Não lhe parece que há inúteis, que fazem coisas inúteis e escrevem coisas
inúteis, que são pagos a peso de ouro? Não lhe parece que deveria ter dirigido
as suas aberrações a gente que, neste deprimente país, tem mais do que uma
sinecura e assim enche os bolsos? Não será esse o seu caso? O que escreveu é um
atentado à cultura portuguesa, à educação e aos seus intervenientes, alunos e
professores. Alunos e professores de ontem e de hoje, porque eu já fui aluna,
logo de ‘inúteis’, como o senhor também terá sido. Ou pensa hoje de forma
diferente para estar de acordo com o sistema?
O senhor tem filhos? –
a minha ignorância a este respeito deve-se ao facto de não ser muito dada a ler
revistas cor-de-rosa. Se os tem, e se estudam, teve, por acaso, a frontalidade
de encarar os seus professores e dizer-lhes que ‘são os inúteis mais bem pagos
do país.’? Não me parece… Estudam os seus filhos em escolas públicas ou
privadas? É que a coisa muda de figura! Há escolas privadas onde se pagam
substancialmente as notas dos alunos, que os professores ‘inúteis’ são
obrigados a atribuir. A alarvidade que escreveu, além de ser insultuosa, revela
muita ignorância em relação à educação e ao ensino. E, quem é ignorante, não
deve julgar sem conhecimento de causa. Sei que é escritor, porém nunca li
qualquer livro seu, por isso não emito julgamentos sobre aquilo que desconheço.

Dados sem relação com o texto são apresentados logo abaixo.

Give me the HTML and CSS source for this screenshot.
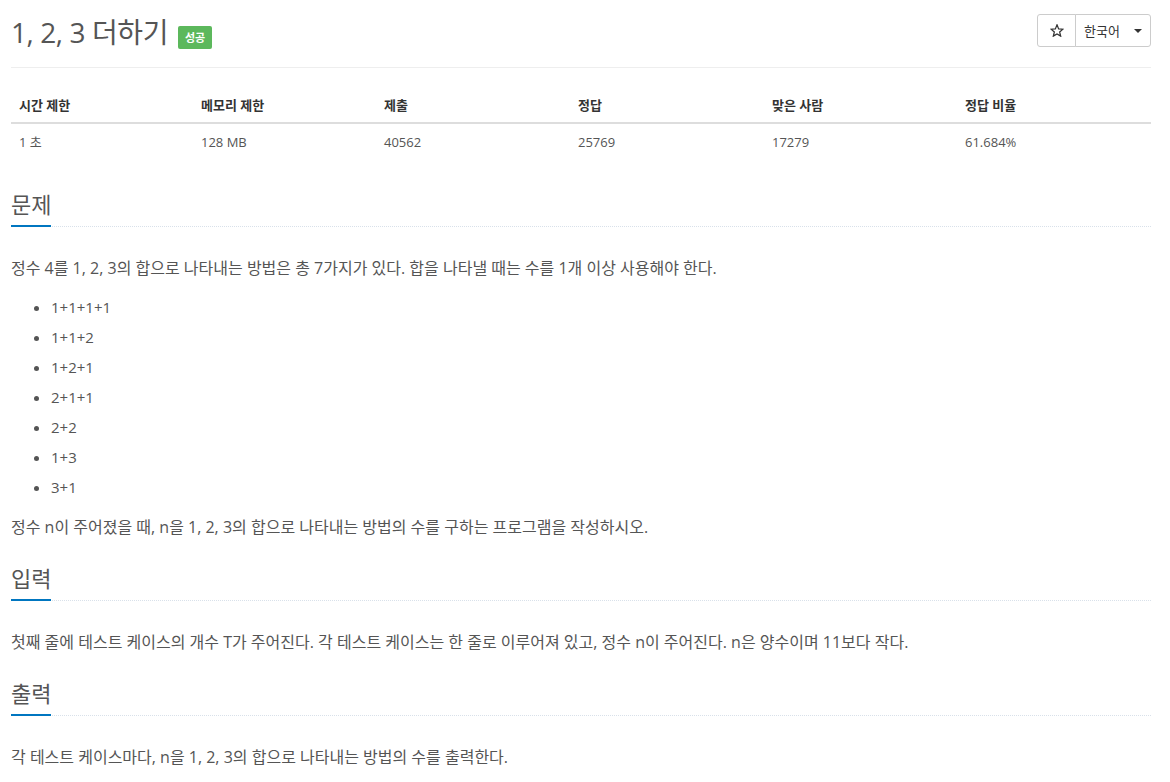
FILE: index.html
```html
<!DOCTYPE html>
<html lang="ko">
<head>
<meta charset="utf-8">
<title>1, 2, 3 더하기</title>
<link rel="stylesheet" href="styles.css">
</head>
<body>
<div class="container">
  <div class="page-header">
    <h1 class="title"><span class="title-text">1, 2, 3 더하기</span><span class="badge">성공</span></h1>
    <div class="btn-group">
      <button class="btn btn-star" type="button" aria-label="즐겨찾기"><svg class="star-icon" width="14" height="13" viewBox="0 0 24 23"><polygon points="12,1.5 14.9,8.6 22.5,9.2 16.7,14.1 18.5,21.5 12,17.5 5.5,21.5 7.3,14.1 1.5,9.2 9.1,8.6" fill="none" stroke="#333333" stroke-width="2.2" stroke-linejoin="miter"/></svg></button>
      <button class="btn btn-lang" type="button">한국어<span class="caret"></span></button>
    </div>
  </div>

  <table class="info-table">
    <thead>
      <tr>
        <th class="c1">시간 제한</th>
        <th class="c2">메모리 제한</th>
        <th class="c3">제출</th>
        <th class="c4">정답</th>
        <th class="c5">맞은 사람</th>
        <th class="c6">정답 비율</th>
      </tr>
    </thead>
    <tbody>
      <tr>
        <td>1 초</td>
        <td>128 MB</td>
        <td>40562</td>
        <td>25769</td>
        <td>17279</td>
        <td>61.684%</td>
      </tr>
    </tbody>
  </table>

  <section class="section">
    <div class="headline"><h2>문제</h2></div>
    <p>정수 4를 1, 2, 3의 합으로 나타내는 방법은 총 7가지가 있다. 합을 나타낼 때는 수를 1개 이상 사용해야 한다.</p>
    <ul class="list">
      <li>1+1+1+1</li>
      <li>1+1+2</li>
      <li>1+2+1</li>
      <li>2+1+1</li>
      <li>2+2</li>
      <li>1+3</li>
      <li>3+1</li>
    </ul>
    <p>정수 n이 주어졌을 때, n을 1, 2, 3의 합으로 나타내는 방법의 수를 구하는 프로그램을 작성하시오.</p>
  </section>

  <section class="section">
    <div class="headline"><h2>입력</h2></div>
    <p>첫째 줄에 테스트 케이스의 개수 T가 주어진다. 각 테스트 케이스는 한 줄로 이루어져 있고, 정수 n이 주어진다. n은 양수이며 11보다 작다.</p>
  </section>

  <section class="section">
    <div class="headline"><h2>출력</h2></div>
    <p>각 테스트 케이스마다, n을 1, 2, 3의 합으로 나타내는 방법의 수를 출력한다.</p>
  </section>
</div>
</body>
</html>
```

FILE: styles.css
```css
html, body {
  margin: 0;
  padding: 0;
  background: #ffffff;
}

body {
  font-family: "Open Sans", "Noto Sans CJK KR", sans-serif;
  color: #555555;
  font-size: 13px;
  line-height: 1.6;
}

.container {
  width: 1140px;
  padding-left: 11px;
  box-sizing: content-box;
}

/* header */
.page-header {
  display: flex;
  justify-content: space-between;
  align-items: flex-start;
  height: 68px;
  box-sizing: border-box;
  padding-top: 14px;
  border-bottom: 1px solid #eeeeee;
}

.title {
  margin: 0;
  font-size: 28px;
  font-weight: 400;
  line-height: 36px;
  color: #555555;
  display: flex;
  align-items: flex-start;
}

.title-text {
  letter-spacing: -0.015em;
}

.badge {
  display: inline-block;
  margin-left: 10px;
  margin-top: 12px;
  width: 34px;
  height: 23px;
  line-height: 23px;
  text-align: center;
  font-size: 11px;
  font-weight: 700;
  color: #ffffff;
  background: #5cb85c;
  border-radius: 2px;
}

.btn-group {
  display: flex;
}

.btn {
  height: 33px;
  box-sizing: border-box;
  border: 1px solid #cccccc;
  background: #ffffff;
  color: #333333;
  font-family: "Open Sans", "Noto Sans CJK KR", sans-serif;
  padding: 0;
  margin: 0;
  cursor: pointer;
}

.btn-star {
  width: 39px;
  border-radius: 3px 0 0 3px;
  display: flex;
  align-items: center;
  justify-content: center;
}

.star-icon {
  display: block;
  margin-top: -1px;
}

.btn-lang {
  width: 76px;
  margin-left: -1px;
  font-size: 13px;
  border-radius: 0 3px 3px 0;
  display: flex;
  align-items: center;
  padding-left: 8px;
}

.caret {
  display: inline-block;
  width: 0;
  height: 0;
  margin-left: 14px;
  border-top: 4px solid #333333;
  border-left: 4px solid transparent;
  border-right: 4px solid transparent;
}

/* table */
.info-table {
  width: 1140px;
  border-collapse: collapse;
  margin-top: 19px;
  margin-bottom: 29px;
  table-layout: fixed;
  color: #333333;
}

.info-table th,
.info-table td {
  text-align: left;
  padding: 8px 8px;
  line-height: 20px;
  font-size: 13px;
}

.info-table th {
  font-weight: 700;
  border-bottom: 2px solid #dddddd;
  padding-bottom: 7px;
}

.info-table td {
  color: #555555;
}

.c1 { width: 166px; }
.c2 { width: 167px; }
.c3 { width: 178px; }
.c4 { width: 178px; }
.c5 { width: 177px; }
.c6 { width: 178px; }

/* sections */
.section {
  margin-top: 23px;
}

.headline {
  display: flex;
  border-bottom: 1px dotted #d9e1ea;
  margin-bottom: 28px;
}

.headline h2 {
  margin: 0 0 -1px 0;
  font-size: 22px;
  font-weight: 400;
  line-height: 30px;
  color: #555555;
  padding-bottom: 6px;
  border-bottom: 2px solid #0076c0;
}

.section p {
  margin: 0 0 11px 0;
  font-size: 16px;
  line-height: 26px;
  color: #555555;
}

.section > :last-child {
  margin-bottom: 0;
}

.list {
  margin: 0 0 12px 0;
  padding-left: 40px;
  font-size: 15px;
  line-height: 30px;
  color: #555555;
}
```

Entende ou quer que a professora explique de novo?
Sou professora de
Português com imenso prazer. Oxalá nunca nenhuma das suas obras venha a
integrar os programas da disciplina, pois acredito que nenhum dos ‘inúteis’ a
que se referiu a leccionasse com prazer. Com prazer e paixão tenho leccionado,
ao longo dos meus vinte e sete anos de serviço, a obra de sua mãe, Sophia de
Mello Breyner Andersen, que reverencio. O senhor é a prova inequívoca que nem
sempre uma sã e bela árvore dá são e belo fruto. Tenho dificuldade em
interiorizar que tenha sido ela quem o ensinou a escrever. A sua ilustre mãe
era uma humanista convicta. Que pena não ter interiorizado essa lição! A lição
do humanismo que não julga sem provas! Já visitou, por acaso, alguma escola
pública? Já se deu ao trabalho de ler, com atenção, o documento sobre a
avaliação dos professores? Não, claro que não. É mais cómodo fazer afirmações
bombásticas, que agitem, no mau sentido, a opinião pública, para assim se
auto-publicitar.
Sei que, num jornal
desportivo, escreve, de vez em quando, umas crónicas e que defende muito bem o
seu clube. Alguma vez lhe ocorreu, quando o seu clube perde, com clubes da
terceira divisão, escrever que ‘os jogadores de futebol são os inúteis mais bem
pagos do país.’? Alguma vez lhe ocorreu escrever que há dirigentes desportivos
que ‘são os inúteis’ mais protegidos do país? Presumo que não, e não tenho
qualquer dúvida de que deve entender mais de futebol do que de Educação. Alguma
vez lhe ocorreu escrever que os advogados ‘são os inúteis mais bem pagos do país’?
Ou os políticos? Não, acredito que não, embora também não tenha dúvidas de que
deve estar mais familiarizado com essas áreas. Não tenho nada contra os
jogadores de futebol, nada contra os dirigentes desportivos, nada contra os
advogados.
Porque não são eles
que me impedem de exercer, com dignidade, a minha profissão. Tenho sim contra
os políticos arrogantes, prepotentes, desumanos e inúteis, que querem fazer da
educação o caixote do (falso) sucesso para
posterior envio para a Europa e para o mundo. Tenho contra pseudo-jornalistas,
como o senhor, que são, juntamente com os políticos, ‘os inúteis mais bem pagos
do país’, que se arvoram em salvadores da pátria, quando o que lhes interessa é
o seu próprio umbigo.
Assim sendo, Sr.
Miguel de Sousa Tavares, informe-se, que a informaçãozinha é bem necessária
antes de ‘escrevinhar’ alarvices sobre quem dá a este país, além de grandes
lições nas aulas, a alunos que são a razão de ser do professor, lições de
democracia ao país. Mas o senhor não entende! Para si, democracia deve ser
estar do lado de quem convém.
Por isso, não posso
deixar de lhe transmitir uma mensagem com que termina um texto da sua sábia
mãe: ’Perdoai-lhes, Senhor Porque eles sabem o que fazem.’
Ana Maria Gomes
Escola Secundária de
Barcelos
Subscrevo todas as palavras e acrescento que há por aí muito boa gente e precisar de ouvir as mesmas palavras, ou até mais duras. O que não falta são inúteis, mas não são os professores, certamente.